The trial court held a hearing prior to trial and admitted extraneous offense evidence

regarding domestic violence by the defendant against the complainant’s mother.

Defense counsel objected to the domestic violence evidence as follows:

      I would object to that for the relevance when you look at the time of it,
      Your Honor, that I believe that the relationship between the children’s
      mother and my client ended around 2012. On or about 2012.

      They don’t make this outcry until 2017. So Mr. Jimenez isn’t even in
      the picture 5 years before the outcry. For them to say that it was because
      of this domestic violence is why we waited, it seems really tenuous
      when you have the 5[-]year gap when he’s not even in the picture any
      more. Completely out of the picture. They’re with their mother. He’s
      wherever he is. Not with her. Not seeing them.

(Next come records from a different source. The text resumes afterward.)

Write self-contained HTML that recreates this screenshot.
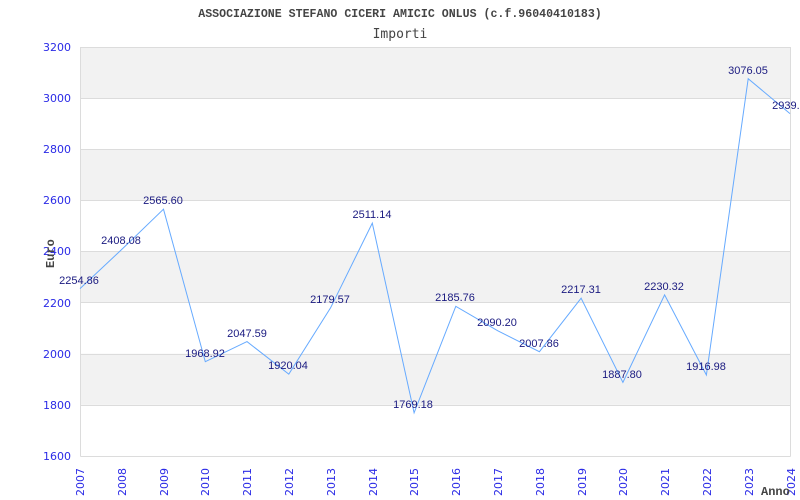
<!DOCTYPE html>
<html><head><meta charset="utf-8"><style>
html,body{margin:0;padding:0;background:#fff;}
svg{display:block}
</style></head><body>
<svg width="800" height="500" xmlns="http://www.w3.org/2000/svg">
<rect width="800" height="500" fill="#fff"/>
<text x="400" y="17" text-anchor="middle" font-family="Liberation Mono, monospace" font-size="11.6" font-weight="bold" fill="#444">ASSOCIAZIONE STEFANO CICERI AMICIC ONLUS (c.f.96040410183)</text>
<text x="400" y="38" text-anchor="middle" font-family="DejaVu Sans Mono, monospace" font-size="13" fill="#444">Importi</text>
<g>
<rect x="80.5" y="47" width="710" height="51.1" fill="#f2f2f2"/>
<rect x="80.5" y="149.2" width="710" height="51.1" fill="#f2f2f2"/>
<rect x="80.5" y="251.4" width="710" height="51.1" fill="#f2f2f2"/>
<rect x="80.5" y="353.7" width="710" height="51.1" fill="#f2f2f2"/>
<g stroke="#dcdcdc" stroke-width="1">
<line x1="80.5" x2="790.5" y1="47.5" y2="47.5"/>
<line x1="80.5" x2="790.5" y1="98.5" y2="98.5"/>
<line x1="80.5" x2="790.5" y1="149.5" y2="149.5"/>
<line x1="80.5" x2="790.5" y1="200.5" y2="200.5"/>
<line x1="80.5" x2="790.5" y1="251.5" y2="251.5"/>
<line x1="80.5" x2="790.5" y1="302.5" y2="302.5"/>
<line x1="80.5" x2="790.5" y1="354.5" y2="354.5"/>
<line x1="80.5" x2="790.5" y1="405.5" y2="405.5"/>
<line x1="80.5" x2="790.5" y1="456.5" y2="456.5"/>
<line x1="80.5" x2="80.5" y1="47" y2="456.5"/>
<line x1="790.5" x2="790.5" y1="47" y2="456.5"/>
</g>
</g>
<g font-family="DejaVu Sans, sans-serif" font-size="11" fill="#2a2ae6" text-anchor="end">
<text x="71" y="51">3200</text><text x="71" y="102">3000</text><text x="71" y="153">2800</text>
<text x="71" y="204">2600</text><text x="71" y="255">2400</text><text x="71" y="307">2200</text>
<text x="71" y="358">2000</text><text x="71" y="409">1800</text><text x="71" y="460">1600</text>
</g>
<g font-family="DejaVu Sans, sans-serif" font-size="11" fill="#2a2ae6">
<text transform="translate(84,496) rotate(-90)">2007</text>
<text transform="translate(126,496) rotate(-90)">2008</text>
<text transform="translate(168,496) rotate(-90)">2009</text>
<text transform="translate(209,496) rotate(-90)">2010</text>
<text transform="translate(251,496) rotate(-90)">2011</text>
<text transform="translate(293,496) rotate(-90)">2012</text>
<text transform="translate(335,496) rotate(-90)">2013</text>
<text transform="translate(377,496) rotate(-90)">2014</text>
<text transform="translate(418,496) rotate(-90)">2015</text>
<text transform="translate(460,496) rotate(-90)">2016</text>
<text transform="translate(502,496) rotate(-90)">2017</text>
<text transform="translate(544,496) rotate(-90)">2018</text>
<text transform="translate(586,496) rotate(-90)">2019</text>
<text transform="translate(627,496) rotate(-90)">2020</text>
<text transform="translate(669,496) rotate(-90)">2021</text>
<text transform="translate(711,496) rotate(-90)">2022</text>
<text transform="translate(753,496) rotate(-90)">2023</text>
<text transform="translate(795,496) rotate(-90)">2024</text>
</g>
<text x="761" y="495" font-family="Liberation Mono, monospace" font-size="12" font-weight="bold" fill="#444">Anno</text>
<text transform="translate(54,268) rotate(-90)" font-family="Liberation Mono, monospace" font-size="12" font-weight="bold" fill="#444">Euro</text>
<polyline fill="none" stroke="#66aaff" stroke-width="1" points="80,288.6 121.8,249.4 163.5,209.2 205.3,361.7 247,341.6 288.8,374.2 330.6,307.8 372.3,223.1 414.1,412.8 455.8,306.3 497.6,330.7 539.4,351.7 581.1,298.2 622.9,382.4 664.6,294.9 706.4,375 748.2,78.7 790,113.6"/>
<g font-family="Liberation Sans, sans-serif" font-size="11" fill="#1a1a80" text-anchor="middle">
<text x="79" y="284">2254.86</text>
<text x="121" y="244">2408.08</text>
<text x="163" y="204">2565.60</text>
<text x="205" y="357">1968.92</text>
<text x="247" y="337">2047.59</text>
<text x="288" y="369">1920.04</text>
<text x="330" y="303">2179.57</text>
<text x="372" y="218">2511.14</text>
<text x="413" y="408">1769.18</text>
<text x="455" y="301">2185.76</text>
<text x="497" y="326">2090.20</text>
<text x="539" y="347">2007.86</text>
<text x="581" y="293">2217.31</text>
<text x="622" y="378">1887.80</text>
<text x="664" y="290">2230.32</text>
<text x="706" y="370">1916.98</text>
<text x="748" y="74">3076.05</text>
<text x="789" y="109">2939.4</text>
</g>
</svg>
</body></html>
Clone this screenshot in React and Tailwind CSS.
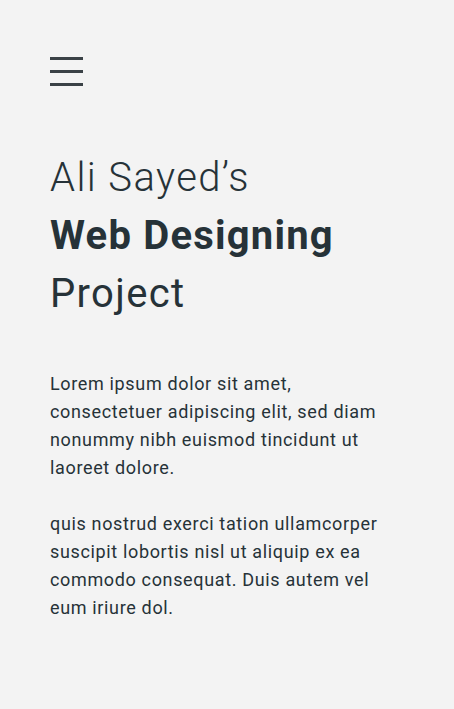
export default function App() {
  return (
    <div className="min-h-[709px] w-full bg-[#f3f3f3] px-[50px] pt-[57px] text-[#263238]" style={{ fontFamily: "Roboto, 'Noto Sans', sans-serif" }}>
      <div className="flex w-[33px] flex-col gap-[10px]">
        <div className="h-[3px] bg-[#3a4146]" />
        <div className="h-[3px] bg-[#3a4146]" />
        <div className="h-[3px] bg-[#3a4146]" />
      </div>
      <h1 className="mt-[63px] text-[40px] leading-[58px]">
        <span className="block font-light tracking-[1.4px]">Ali Sayed’s</span>
        <span className="block font-bold tracking-[1.2px]">Web Designing</span>
        <span className="block font-normal tracking-[1.35px]">Project</span>
      </h1>
      <div className="mt-[47px] w-[340px] text-[18px] leading-[28px] tracking-[0.65px]">
        <p>Lorem ipsum dolor sit amet, consectetuer adipiscing elit, sed diam nonummy nibh euismod tincidunt ut laoreet dolore.</p>
        <p className="mt-[28px]">quis nostrud exerci tation ullamcorper suscipit lobortis nisl ut aliquip ex ea commodo consequat. Duis autem vel eum iriure dol.</p>
      </div>
    </div>
  );
}
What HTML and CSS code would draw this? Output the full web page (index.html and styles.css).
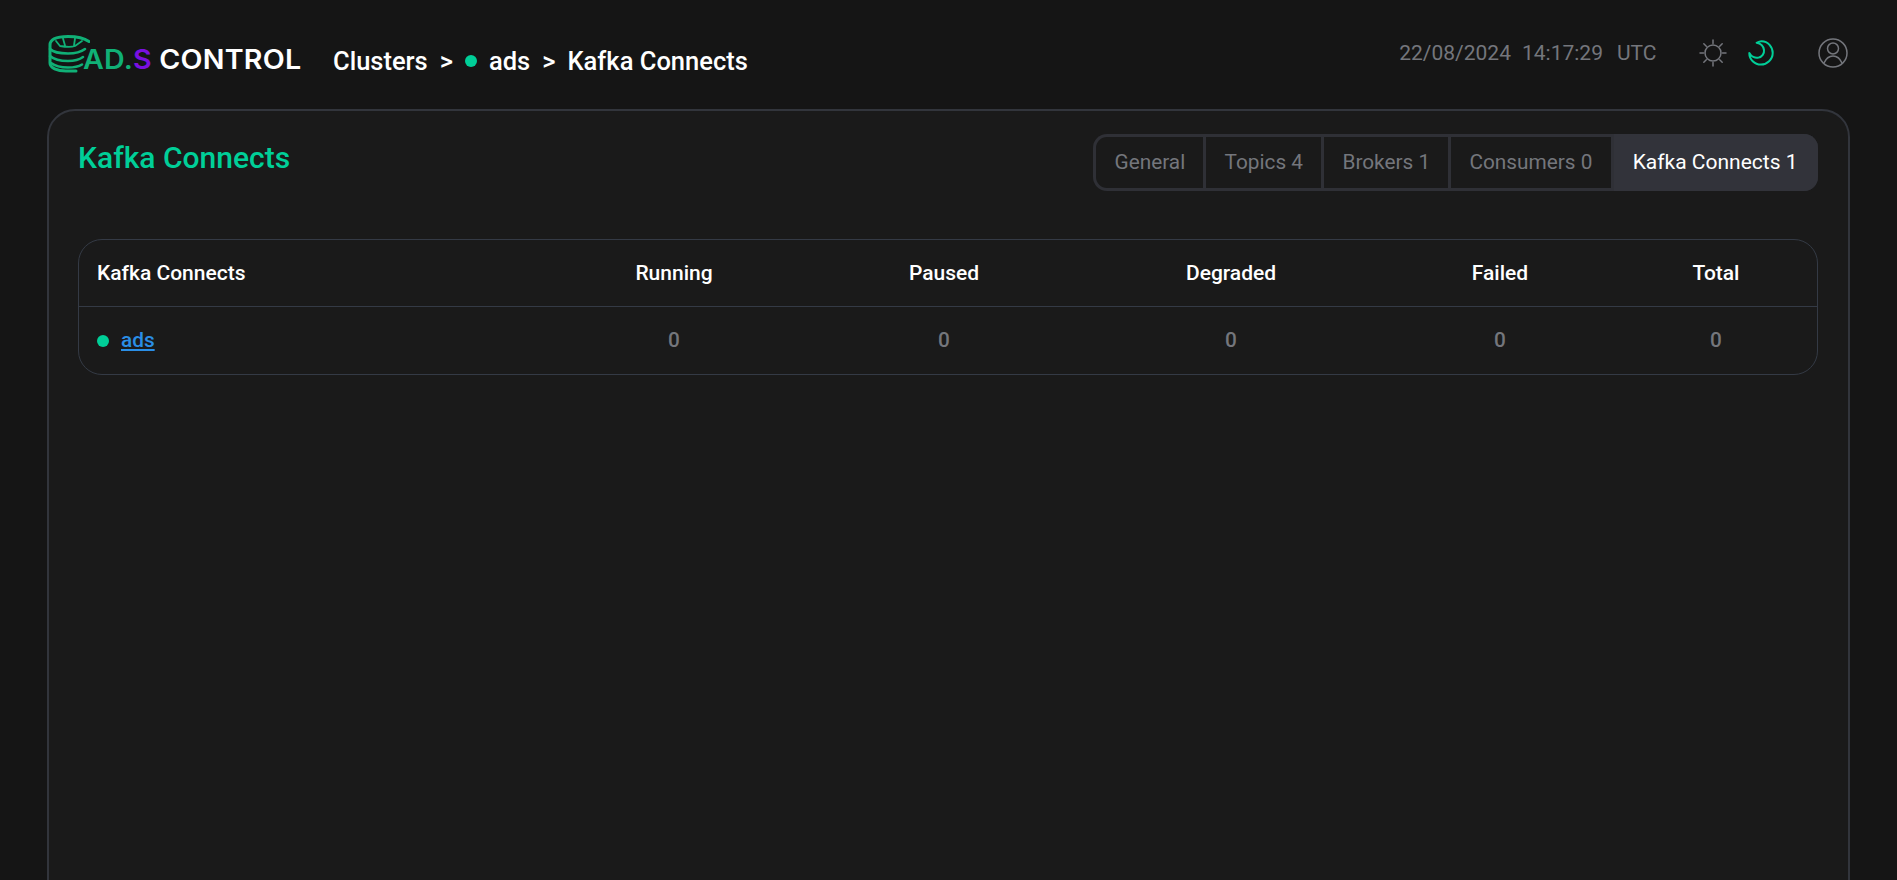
FILE: index.html
```html
<!DOCTYPE html>
<html lang="en">
<head>
<meta charset="utf-8">
<title>Kafka Connects</title>
<link rel="stylesheet" href="styles.css">
</head>
<body>
<header class="topbar">
  <div class="brand">
    <svg class="brand-mark" viewBox="0 0 42 38" width="42" height="38" fill="none" stroke="#10b076" stroke-width="2.600" stroke-linecap="round" stroke-linejoin="round">
      <path d="M41 6.500C36 3 28 1.500 20 1.500C10 1.500 2 4 2 10V28C2 33 9 36 18 36H28" stroke-width="3"/>
      <path d="M2 14C5 17 12 18.500 20 18.500C27 18.500 33 17 37 14"/>
      <path d="M2 21C6 24.500 13 26 20 26C26 26 31 25 35 22"/>
      <path d="M3 28C7 31 13 32.500 20 32.500C25 32.500 30 32 34 29.500"/>
      <path d="M8 6L12 11C18 12 24 12 27 11L34 6M15 3.500L17 10.500M27 3.500L26 10.500" stroke-width="1.800"/>
    </svg>
    <span class="brand-name"><span class="brand-ad">AD.</span><span class="brand-s">S</span> <span class="brand-control">CONTROL</span></span>
  </div>
  <nav class="crumbs">
    <span>Clusters</span>
    <span class="sep">&gt;</span>
    <i class="dot"></i>
    <span>ads</span>
    <span class="sep">&gt;</span>
    <span>Kafka Connects</span>
  </nav>
  <div class="tools">
    <div class="clock"><span>22/08/2024</span><span>14:17:29</span><span class="utc">UTC</span></div>
    <svg class="sun" width="28" height="28" viewBox="0 0 28 28" fill="none" stroke="#74767c" stroke-width="1.500" stroke-linecap="round">
      <circle cx="14" cy="14" r="8"/>
      <path d="M14 1V4.500M14 23.500V27M1 14H4.500M23.500 14H27M4.800 4.800L7.300 7.300M20.700 20.700L23.200 23.200M4.800 23.200L7.300 20.700M20.700 7.300L23.200 4.800"/>
    </svg>
    <svg class="moon" width="26" height="26" viewBox="0 0 26 26" fill="none" stroke="#00cf98" stroke-width="2" stroke-linejoin="round">
      <path d="M8.600 2.800C10.500 1.800 12 1.300 13.600 1.300C20 1.300 24.700 6.800 24.700 13C24.700 19.500 19 24.600 13 24.600C6.500 24.600 1.300 19.500 1.300 13C3 16.500 7 18.400 10.500 17.600C14 16.800 16.500 13.500 16 10C15.500 6.500 12.500 3.500 8.600 2.800Z"/>
    </svg>
    <svg class="user" width="30" height="30" viewBox="0 0 30 30" fill="none" stroke="#74767c" stroke-width="1.500">
      <circle cx="15" cy="15" r="14"/>
      <circle cx="15" cy="10.500" r="5.500"/>
      <path d="M6 25C8 20.500 11 18 15 18C19 18 22 20.500 24 25"/>
    </svg>
  </div>
</header>
<main class="card">
  <div class="card-head">
    <h1 class="title">Kafka Connects</h1>
    <div class="tabs">
      <a class="tab">General</a>
      <a class="tab">Topics 4</a>
      <a class="tab">Brokers 1</a>
      <a class="tab">Consumers 0</a>
      <a class="tab tab-active">Kafka Connects 1</a>
    </div>
  </div>
  <div class="table-wrap">
    <table class="grid">
      <colgroup>
        <col class="c-name"><col class="c-running"><col class="c-paused"><col class="c-degraded"><col class="c-failed"><col class="c-total">
      </colgroup>
      <thead>
        <tr><th class="name">Kafka Connects</th><th>Running</th><th>Paused</th><th>Degraded</th><th>Failed</th><th>Total</th></tr>
      </thead>
      <tbody>
        <tr>
          <td class="name"><i class="dot dot-row"></i><a class="link">ads</a></td>
          <td>0</td><td>0</td><td>0</td><td>0</td><td>0</td>
        </tr>
      </tbody>
    </table>
  </div>
</main>
</body>
</html>
```
FILE: styles.css
```css
* { box-sizing: border-box; }
html, body { height: 100%; }
body {
  margin: 0;
  height: 880px;
  overflow: hidden;
  background: #151515;
  color: #fff;
  font-family: Roboto, "Liberation Sans", sans-serif;
  padding: 0 47px;
}
.topbar {
  height: 109px;
  display: flex;
  align-items: flex-start;
}
.brand {
  display: flex;
  align-items: flex-end;
  margin-top: 35px;
  width: 286px;
  flex: none;
}
.brand-mark { flex: none; margin-left: 1px; }
.brand-name {
  font-family: Inter, sans-serif;
  font-size: 26.500px;
  font-weight: 600;
  letter-spacing: 0.200px;
  line-height: 30px;
  margin-left: -7px;
  margin-bottom: -1px;
  white-space: pre;
  transform: scaleX(1.08);
  transform-origin: left center;
}
.brand-ad { color: #10b076; }
.brand-s { color: #7a10e0; }
.crumbs {
  display: flex;
  align-items: center;
  gap: 12px;
  margin-top: 46px;
  font-size: 25.500px;
  font-weight: 500;
  line-height: 30px;
}
.dot {
  display: block;
  width: 12px;
  height: 12px;
  border-radius: 50%;
  background: #00cf98;
  flex: none;
}
.tools {
  margin-left: auto;
  margin-top: 39px;
  display: flex;
  align-items: center;
  height: 28px;
}
.clock {
  display: flex;
  gap: 11px;
  font-size: 21px;
  color: #74767c;
  margin-right: 42px;
}
.utc { margin-left: 3px; }
.moon { margin-left: 21px; }
.user { margin-left: 44.500px; margin-right: 2px; }
.card {
  height: 900px;
  background: #1a1a1a;
  border: 2px solid #32353c;
  border-radius: 28px;
  padding: 23px 30px 23px 29px;
}
.card-head {
  display: flex;
  justify-content: space-between;
  align-items: flex-start;
  height: 105px;
}
.title {
  margin: 0;
  font-size: 30px;
  line-height: 48px;
  font-weight: 500;
  color: #00cf98;
}
.tabs {
  display: flex;
  height: 57px;
  border-radius: 14px;
  background: #2f3036;
  padding: 3px;
  overflow: hidden;
}
.tab {
  display: flex;
  align-items: center;
  padding: 0 18.200px 2px;
  background: #1a1a1a;
  color: #74767c;
  font-size: 20.800px;
  margin-right: 3px;
}
.tab:first-child { border-radius: 11px 0 0 11px; }
.tab-active {
  background: #32333a;
  color: #fff;
  margin: -3px -3px -3px 0;
  padding: 0 20.500px 2px 19px;
  font-size: 21px;
}
.table-wrap {
  border: 1px solid #343a45;
  border-radius: 24px;
  overflow: hidden;
}
.grid {
  width: 100%;
  border-collapse: collapse;
  table-layout: fixed;
}
.c-name { width: 458px; }
.c-running { width: 274px; }
.c-paused { width: 266px; }
.c-degraded { width: 308px; }
.c-failed { width: 230px; }
.c-total { width: 202px; }
th, td {
  text-align: center;
  padding: 0;
}
th {
  height: 66px;
  font-size: 21px;
  font-weight: 500;
  border-bottom: 1px solid #343a45;
}
td {
  height: 68px;
  font-size: 20.800px;
  font-weight: 500;
  color: #74767c;
}
th.name, td.name { text-align: left; padding-left: 18px; }
.dot-row { display: inline-block; margin-right: 12px; }
.link {
  color: #2a8ee6;
  text-decoration: underline;
}
```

Not staying there.
      Nothing. It’s a complete wall between everybody. They’re not his kids.
      It’s not that he has visitation of them or anything like that. They’re not
      his children, the 2 girls.

      I would argue it’s irrelevant because of mainly because of the time gap.

      Also[,] I believe it’s when you focus on the time gap the probative value
      is outweighed by the extreme prejudicial effect. They’re talking about
      stuff from ’08 and now we’re talking 2007 when they come forward I
      think that makes it very prejudicial at that point.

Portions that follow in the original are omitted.